A Chinese veteran pleads for peace

Wang Qi stayed in India after accidentally crossing into Indian territory in 1963

Published - June 24, 2020 08:04 am IST - Bhopal

Wang Qi with his family.

Wang Qi with his family.

The resentment of not being able to see his mother one last time has stayed with Wang Qi, 81, a Chinese soldier during the 1962 war with India. He says he accidentally crossed into the Indian territory, and has remained here since.

“I fought for my mother, whom I could not see after the war ended,” Mr. Wang said in broken Hindi. “People on both sides will have no benefit from fighting. Yeh acha baat nahi hai. Samjhauta karo ! [This is not a good thing. Come to an agreement]. Why let people die over a piece of land?”

A surveyor in the People’s Liberation Army, Mr. Wang strayed into Arunachal Pradesh while on a stroll from his camp in January 1963. Tired and hungry, he hailed a Red Cross vehicle, only to be blindfolded and handed over to the Indian Army. The next seven years he was jailed in Ajmer, Delhi, Bhopal, Jabalpur and finally in Balaghat district of Madhya Pradesh before being freed.

On the ongoing border conflict, Mr. Wang, who joined the Army at 21, said: “I am just a former soldier…I have been away from my homeland. This is what conflict brings. People only lose. If border tension escalates, I will never be able go back to China.”

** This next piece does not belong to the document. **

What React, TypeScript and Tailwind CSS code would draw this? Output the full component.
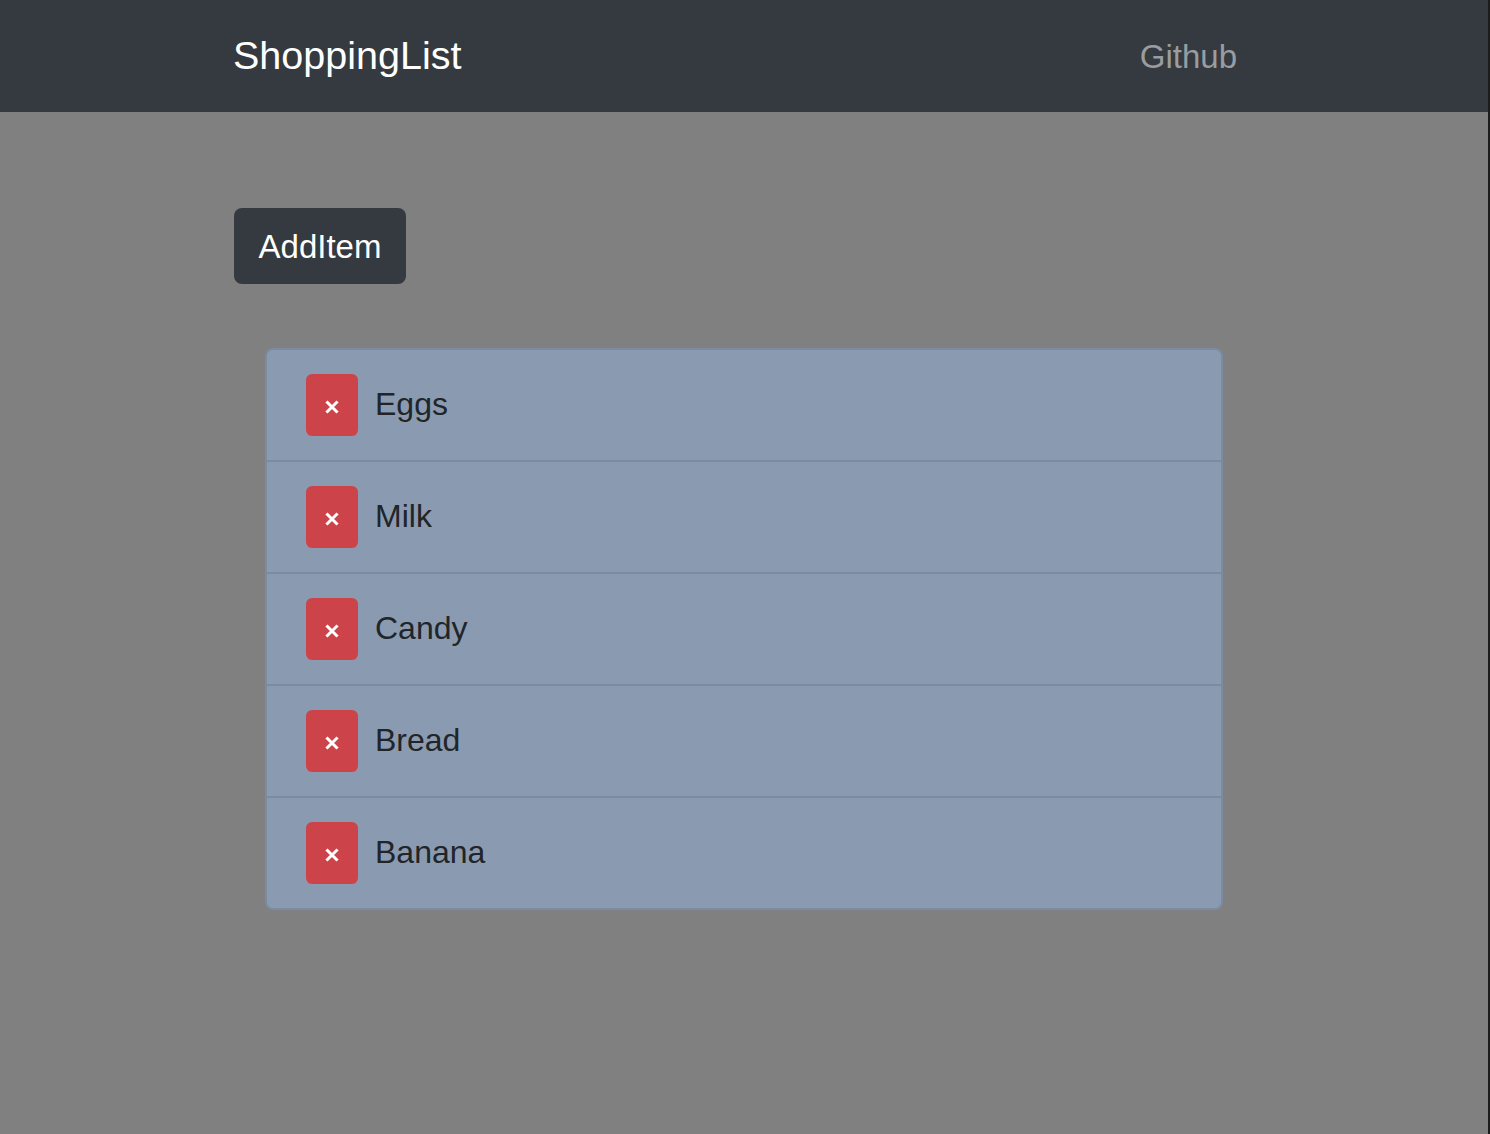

Upon his release, Mr. Wang began working at a flour mill in Tirodi village. “They even named him Bahadur,” recalled his son Vishnu Wang. Soon, he won over the trust of his employer, who arranged his marriage to a local woman in 1975. “Every night, I cried remembering my mother. The war split us forever,” said Mr. Wang.

However, his heart pined for his homeland. “I told the Indian government that they could keep me here, but at least allow me to visit my home once,” he said, recalling the requests he had made over years. When Rajiv Gandhi was the Prime Minister, Mr. Wang sent an air letter to his family members in Shaanxi province, who were relieved to know he was alive. Only in 2017 could he visit them for three months along with Mr. Vishnu, his wife and daughter, on a trip sponsored by the Indian government. At his hometown Xianyang, crowds cheered for him holding banners that read: “Welcome home soldier, it has been a rough journey”. It was too late by then; his mother died in 2006.

The Indian government promised him a piece of land but to no avail, said Mr. Vishnu. His two sisters depend on the Mahatma Gandhi National Rural Employment Guarantee Act for work. While the rest of his family have Indian citizenship, Mr. Wang never got one. He instead secured Chinese citizenship in 2013, and lives with his family here on visa. “It expired in March. We have requested the government to extend it as we can’t travel for renewal owing to the lockdown,” said his son.